10 Quickest WWE Money In The Bank Cash-Ins Ever

WWE by its own admission will tell you that they are all about making moments. Whether those moments are truly enjoyable, memorable occasions that resonate with fans or are just something that makes for a good video package they can shove down our throats repeatedly is up for interpretation.

Money in the Bank is one of those concepts tailor-made for moments, from a superstar reaching the top of the ladder and retrieving the briefcase, to that wrestler then cashing in to (most likely) capturing a world title.

Since the concept began in 2005, there have been 23 MITB cash-ins, with 19 wrestlers successfully winning a title. Some superstars have bided their time, waiting months for the right moment (the record is 287 days, set in 2017), while others have waited days, or even just hours, to call their shot.

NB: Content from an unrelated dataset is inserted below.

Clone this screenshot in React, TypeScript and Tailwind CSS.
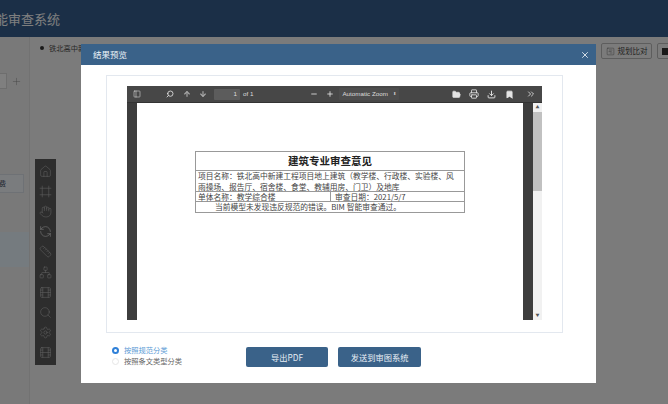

The rapid cash-in has become more common in recent years, as five of the 10 quickest cash-ins have come in the past four years, including Liv Morgan’s stunning title victory at Saturday night’s PLE. Whether that’s a result of WWE not doing long-term planning or just going for pure shock value is something that fans can debate.

Let’s count down the fastest Money in the Bank cash-ins in WWE history.

Right out of the gate, we’re into the cash-ins that came fast and furious, before champions barely had time to look over their shoulder.

John Cena broke the mold and simultaneously screwed up the mojo surrounding the briefcases in 2012, when he won the smallest (by number of participants – five) Money in the Bank ladder match. He then came out on Raw the next night and announced his intentions to end what was becoming CM Punk’s historic reign, at Raw 1000 the following week.

That night, Cena became the first superstar to unsuccessfully cash in his briefcase, winning the title match by DQ when the Big Show interfered. Things devolved from there, with The Rock getting involved and Punk kicking off his heel turn by attacking Rocky.

While this was a truly memorable moment, the fact that a briefcase cash-in was involved often is lost in the shuffle.